Case in point: having just completed the migration to our new Blogging system, I went to claim my new Blog on Technorati. Only problem was, I forgot my password. So I naturally went to the password reset function and tried it once, twice, three times. This was last Thursday. Still no email. So last night I was just about to either call it off entirely or create a duplicate profile, when I decided to check around for some Blogs. Sure enough, there were quite a few commenting on the situation. They’re here, here, and here. Doc Searls also had a follow up on the first link here.

So while it was a bit comforting to see that my situation was hardly unique, that didn’t really help fix the situation. But through the first link I was able to find Dave Sifry’s (CEO of Technorati) blog, and he was actually talking about the issues they were experiencing here. The blog also had an email attached to it, which I sent to.

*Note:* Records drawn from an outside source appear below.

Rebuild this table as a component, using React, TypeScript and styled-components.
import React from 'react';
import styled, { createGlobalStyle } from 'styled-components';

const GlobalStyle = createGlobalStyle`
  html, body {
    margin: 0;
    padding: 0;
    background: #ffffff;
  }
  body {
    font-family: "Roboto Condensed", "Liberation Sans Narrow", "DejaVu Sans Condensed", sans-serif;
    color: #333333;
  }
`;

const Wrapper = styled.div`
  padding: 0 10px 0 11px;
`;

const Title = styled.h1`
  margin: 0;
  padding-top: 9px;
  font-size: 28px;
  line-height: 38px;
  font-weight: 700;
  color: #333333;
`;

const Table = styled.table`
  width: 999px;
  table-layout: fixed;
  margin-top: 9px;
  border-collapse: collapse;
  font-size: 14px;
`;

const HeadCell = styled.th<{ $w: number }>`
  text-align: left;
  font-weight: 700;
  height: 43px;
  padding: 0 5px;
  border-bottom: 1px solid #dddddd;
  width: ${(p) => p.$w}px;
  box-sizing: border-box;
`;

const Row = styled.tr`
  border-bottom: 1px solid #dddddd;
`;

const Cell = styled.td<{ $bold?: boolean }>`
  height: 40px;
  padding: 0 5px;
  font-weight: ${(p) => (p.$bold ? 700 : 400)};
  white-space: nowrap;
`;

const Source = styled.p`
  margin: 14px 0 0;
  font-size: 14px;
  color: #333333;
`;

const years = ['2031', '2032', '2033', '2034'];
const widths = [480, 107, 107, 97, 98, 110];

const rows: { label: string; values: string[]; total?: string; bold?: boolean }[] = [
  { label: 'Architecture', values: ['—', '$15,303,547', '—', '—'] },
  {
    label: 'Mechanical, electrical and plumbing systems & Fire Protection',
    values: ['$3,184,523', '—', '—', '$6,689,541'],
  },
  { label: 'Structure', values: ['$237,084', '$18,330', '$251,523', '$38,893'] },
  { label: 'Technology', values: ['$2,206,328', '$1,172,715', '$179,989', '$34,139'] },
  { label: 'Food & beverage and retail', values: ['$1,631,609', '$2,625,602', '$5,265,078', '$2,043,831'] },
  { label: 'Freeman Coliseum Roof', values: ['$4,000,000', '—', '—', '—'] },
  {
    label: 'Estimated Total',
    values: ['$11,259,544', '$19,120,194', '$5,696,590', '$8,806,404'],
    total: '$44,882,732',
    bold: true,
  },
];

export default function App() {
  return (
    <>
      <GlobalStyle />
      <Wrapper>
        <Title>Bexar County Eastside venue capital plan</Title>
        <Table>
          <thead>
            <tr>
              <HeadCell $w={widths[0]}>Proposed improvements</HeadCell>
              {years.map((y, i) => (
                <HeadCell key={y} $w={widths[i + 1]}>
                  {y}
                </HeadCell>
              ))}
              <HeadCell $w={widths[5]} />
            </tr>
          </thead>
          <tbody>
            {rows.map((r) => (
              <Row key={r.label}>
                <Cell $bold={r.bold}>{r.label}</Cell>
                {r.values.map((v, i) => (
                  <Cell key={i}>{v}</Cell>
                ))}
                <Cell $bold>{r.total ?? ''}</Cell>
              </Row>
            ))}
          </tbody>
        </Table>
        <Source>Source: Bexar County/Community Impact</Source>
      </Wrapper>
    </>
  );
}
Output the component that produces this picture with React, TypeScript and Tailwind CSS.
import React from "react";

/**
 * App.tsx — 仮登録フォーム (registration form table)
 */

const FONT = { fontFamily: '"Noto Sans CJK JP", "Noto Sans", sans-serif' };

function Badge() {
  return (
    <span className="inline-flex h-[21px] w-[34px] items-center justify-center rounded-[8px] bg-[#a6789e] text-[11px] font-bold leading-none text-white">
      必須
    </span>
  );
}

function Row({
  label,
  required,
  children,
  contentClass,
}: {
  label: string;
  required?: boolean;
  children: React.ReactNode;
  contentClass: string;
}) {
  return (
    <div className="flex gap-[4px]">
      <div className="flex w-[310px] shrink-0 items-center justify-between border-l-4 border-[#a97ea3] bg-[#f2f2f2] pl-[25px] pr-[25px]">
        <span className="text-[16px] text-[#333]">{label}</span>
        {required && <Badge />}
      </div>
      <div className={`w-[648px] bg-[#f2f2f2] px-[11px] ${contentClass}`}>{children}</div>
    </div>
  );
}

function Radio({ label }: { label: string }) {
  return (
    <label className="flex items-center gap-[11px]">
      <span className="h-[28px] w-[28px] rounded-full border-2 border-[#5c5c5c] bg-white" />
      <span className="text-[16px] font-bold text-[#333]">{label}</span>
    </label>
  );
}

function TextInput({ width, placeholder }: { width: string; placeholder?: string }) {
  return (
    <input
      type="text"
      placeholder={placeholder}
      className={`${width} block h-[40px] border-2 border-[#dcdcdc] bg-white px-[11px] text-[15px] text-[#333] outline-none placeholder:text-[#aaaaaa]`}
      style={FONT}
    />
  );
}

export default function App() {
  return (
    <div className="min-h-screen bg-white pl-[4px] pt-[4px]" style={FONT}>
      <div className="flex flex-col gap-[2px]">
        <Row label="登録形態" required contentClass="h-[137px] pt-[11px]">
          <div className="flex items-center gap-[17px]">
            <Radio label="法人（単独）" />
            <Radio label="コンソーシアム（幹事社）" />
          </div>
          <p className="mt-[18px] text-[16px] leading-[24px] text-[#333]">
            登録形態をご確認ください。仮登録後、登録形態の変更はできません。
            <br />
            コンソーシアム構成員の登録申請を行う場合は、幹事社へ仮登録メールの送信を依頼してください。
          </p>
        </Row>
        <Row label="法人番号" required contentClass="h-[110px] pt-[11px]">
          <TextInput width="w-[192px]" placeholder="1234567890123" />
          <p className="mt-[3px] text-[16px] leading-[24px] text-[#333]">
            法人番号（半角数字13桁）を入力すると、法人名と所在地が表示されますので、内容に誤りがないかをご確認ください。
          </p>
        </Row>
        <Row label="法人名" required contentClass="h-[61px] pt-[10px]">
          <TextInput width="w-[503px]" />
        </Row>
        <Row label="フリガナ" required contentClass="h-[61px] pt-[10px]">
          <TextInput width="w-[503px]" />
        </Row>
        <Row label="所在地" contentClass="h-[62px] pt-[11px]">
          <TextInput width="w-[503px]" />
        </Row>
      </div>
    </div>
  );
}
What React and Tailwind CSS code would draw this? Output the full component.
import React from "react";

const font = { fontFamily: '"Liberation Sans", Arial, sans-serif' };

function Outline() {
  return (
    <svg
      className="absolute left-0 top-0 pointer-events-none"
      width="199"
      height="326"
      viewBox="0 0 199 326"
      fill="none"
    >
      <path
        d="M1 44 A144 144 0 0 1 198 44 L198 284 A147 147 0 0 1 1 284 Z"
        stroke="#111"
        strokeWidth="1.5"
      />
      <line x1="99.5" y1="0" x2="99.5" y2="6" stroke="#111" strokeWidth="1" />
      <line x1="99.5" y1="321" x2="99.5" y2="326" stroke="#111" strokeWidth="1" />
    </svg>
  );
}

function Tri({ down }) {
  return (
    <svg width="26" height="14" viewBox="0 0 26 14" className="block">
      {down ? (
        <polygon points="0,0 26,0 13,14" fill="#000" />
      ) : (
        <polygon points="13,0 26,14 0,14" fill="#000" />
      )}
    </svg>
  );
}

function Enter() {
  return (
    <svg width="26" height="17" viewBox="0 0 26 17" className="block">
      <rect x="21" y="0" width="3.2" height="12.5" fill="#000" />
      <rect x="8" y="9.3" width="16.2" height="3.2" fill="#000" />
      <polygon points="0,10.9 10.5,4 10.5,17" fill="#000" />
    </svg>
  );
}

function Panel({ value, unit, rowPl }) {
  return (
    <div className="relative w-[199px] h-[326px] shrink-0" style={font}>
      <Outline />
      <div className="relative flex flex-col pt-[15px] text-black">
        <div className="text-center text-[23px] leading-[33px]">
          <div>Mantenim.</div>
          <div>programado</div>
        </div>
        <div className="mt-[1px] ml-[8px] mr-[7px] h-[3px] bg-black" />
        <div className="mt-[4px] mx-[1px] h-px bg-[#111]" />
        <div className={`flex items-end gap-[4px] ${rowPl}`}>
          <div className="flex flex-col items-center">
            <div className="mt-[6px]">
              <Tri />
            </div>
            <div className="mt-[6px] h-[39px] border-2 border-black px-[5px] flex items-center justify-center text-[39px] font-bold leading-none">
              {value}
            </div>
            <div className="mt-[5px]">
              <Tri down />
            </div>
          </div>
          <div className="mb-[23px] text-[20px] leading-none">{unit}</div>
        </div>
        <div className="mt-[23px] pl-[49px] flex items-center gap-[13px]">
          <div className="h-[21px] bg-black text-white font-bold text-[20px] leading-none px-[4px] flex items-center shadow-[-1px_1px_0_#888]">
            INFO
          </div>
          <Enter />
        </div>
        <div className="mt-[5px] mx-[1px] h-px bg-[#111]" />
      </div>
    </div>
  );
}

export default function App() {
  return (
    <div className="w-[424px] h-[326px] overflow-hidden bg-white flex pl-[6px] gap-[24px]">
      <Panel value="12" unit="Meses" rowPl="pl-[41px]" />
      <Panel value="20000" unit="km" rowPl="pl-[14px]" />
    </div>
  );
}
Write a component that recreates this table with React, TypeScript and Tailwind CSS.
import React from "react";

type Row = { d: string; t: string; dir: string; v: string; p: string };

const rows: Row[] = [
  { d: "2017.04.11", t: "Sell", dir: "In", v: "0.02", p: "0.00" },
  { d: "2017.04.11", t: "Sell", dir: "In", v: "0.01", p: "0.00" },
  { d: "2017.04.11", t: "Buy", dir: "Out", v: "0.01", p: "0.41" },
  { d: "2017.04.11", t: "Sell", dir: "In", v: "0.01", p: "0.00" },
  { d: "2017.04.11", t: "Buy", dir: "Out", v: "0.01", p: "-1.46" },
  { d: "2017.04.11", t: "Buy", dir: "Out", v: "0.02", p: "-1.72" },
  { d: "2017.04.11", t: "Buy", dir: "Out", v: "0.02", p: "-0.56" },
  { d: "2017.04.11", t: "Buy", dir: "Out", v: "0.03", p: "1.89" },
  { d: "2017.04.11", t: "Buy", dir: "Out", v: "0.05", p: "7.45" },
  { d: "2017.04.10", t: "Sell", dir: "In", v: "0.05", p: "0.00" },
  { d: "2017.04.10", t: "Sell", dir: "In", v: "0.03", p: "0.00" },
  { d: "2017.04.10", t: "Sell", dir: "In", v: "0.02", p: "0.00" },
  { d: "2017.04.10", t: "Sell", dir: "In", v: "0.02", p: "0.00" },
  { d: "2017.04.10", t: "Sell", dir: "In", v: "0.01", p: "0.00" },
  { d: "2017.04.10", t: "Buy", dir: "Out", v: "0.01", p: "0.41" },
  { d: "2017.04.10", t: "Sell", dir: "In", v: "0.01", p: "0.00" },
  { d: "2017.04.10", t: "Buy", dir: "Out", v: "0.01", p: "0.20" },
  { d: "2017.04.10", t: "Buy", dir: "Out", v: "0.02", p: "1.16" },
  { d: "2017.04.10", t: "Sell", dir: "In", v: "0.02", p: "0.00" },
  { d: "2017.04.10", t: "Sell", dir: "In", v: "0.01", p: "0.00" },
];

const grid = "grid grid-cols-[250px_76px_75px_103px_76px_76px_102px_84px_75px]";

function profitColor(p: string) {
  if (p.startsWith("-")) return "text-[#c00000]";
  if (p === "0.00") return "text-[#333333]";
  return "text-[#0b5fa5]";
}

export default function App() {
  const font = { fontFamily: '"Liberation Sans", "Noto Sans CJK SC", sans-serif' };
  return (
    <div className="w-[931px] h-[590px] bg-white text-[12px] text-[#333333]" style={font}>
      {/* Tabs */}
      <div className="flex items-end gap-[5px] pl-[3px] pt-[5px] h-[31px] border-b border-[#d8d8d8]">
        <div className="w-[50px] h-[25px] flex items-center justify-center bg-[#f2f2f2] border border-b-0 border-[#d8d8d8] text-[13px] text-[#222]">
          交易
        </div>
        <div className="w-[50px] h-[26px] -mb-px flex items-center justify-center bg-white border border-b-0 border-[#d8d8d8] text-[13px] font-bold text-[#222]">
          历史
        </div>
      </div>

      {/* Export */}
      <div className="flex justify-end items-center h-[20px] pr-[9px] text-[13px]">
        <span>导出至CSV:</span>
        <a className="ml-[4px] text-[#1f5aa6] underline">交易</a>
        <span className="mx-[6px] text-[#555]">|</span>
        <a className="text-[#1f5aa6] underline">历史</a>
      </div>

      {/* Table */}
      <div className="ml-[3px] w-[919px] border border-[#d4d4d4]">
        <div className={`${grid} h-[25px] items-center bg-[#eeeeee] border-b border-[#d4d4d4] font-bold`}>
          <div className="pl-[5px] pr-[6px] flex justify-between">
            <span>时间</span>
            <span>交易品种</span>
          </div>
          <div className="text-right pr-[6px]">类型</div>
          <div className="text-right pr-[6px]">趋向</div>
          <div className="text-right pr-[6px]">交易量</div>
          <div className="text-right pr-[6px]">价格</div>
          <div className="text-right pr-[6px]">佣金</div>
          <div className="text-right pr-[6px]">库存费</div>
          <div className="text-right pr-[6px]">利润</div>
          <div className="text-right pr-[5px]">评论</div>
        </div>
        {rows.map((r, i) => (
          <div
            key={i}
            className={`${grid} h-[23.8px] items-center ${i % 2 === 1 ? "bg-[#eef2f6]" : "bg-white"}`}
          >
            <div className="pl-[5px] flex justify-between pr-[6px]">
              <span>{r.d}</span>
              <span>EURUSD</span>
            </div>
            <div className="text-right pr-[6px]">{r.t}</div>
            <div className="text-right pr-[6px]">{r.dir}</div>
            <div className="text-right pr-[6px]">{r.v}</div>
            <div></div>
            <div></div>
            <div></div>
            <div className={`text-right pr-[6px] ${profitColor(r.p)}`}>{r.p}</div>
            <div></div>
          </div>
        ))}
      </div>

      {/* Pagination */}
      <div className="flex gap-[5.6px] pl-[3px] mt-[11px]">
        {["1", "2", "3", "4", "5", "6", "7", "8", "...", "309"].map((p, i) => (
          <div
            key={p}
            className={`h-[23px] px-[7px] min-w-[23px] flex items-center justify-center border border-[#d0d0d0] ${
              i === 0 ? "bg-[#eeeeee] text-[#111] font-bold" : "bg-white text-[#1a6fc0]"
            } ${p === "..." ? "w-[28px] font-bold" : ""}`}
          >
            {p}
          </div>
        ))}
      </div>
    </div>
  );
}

Arriving at work this morning, I was pleasantly surprised to see a personal response from Dave, apologizing for any issues and promising that it’ll get looked at, and inviting me to follow up if it was not addressed.

The are a few lessons here as far as I’m concerned:

  1. Blogs can provide some of the same user helping user benefits that forums can
  2. Blogs can put a personal face on technical issues. They happen to everyone eventually, what frustrates users the most is not having any information. Blogs can provide that information.
  3. Blogs can assist in creating transparency. This can be good and bad; it was certainly good in this case, as I got a better idea of what was behind some of the issues, but the folks behind Movable Type got hammered on their own blog after announcing a price change. But even the bad can be turned to good, if the feedback is evaluated and internalized. Better to hear about their unhappiness than simply lose customers.

The net of all of this? It’s given me a lot of ideas on how we can tap the Blog infrastructure for our own customer service needs. It’s not a replacement for other channels of course, but it’s tough to beat for open and transparent communication.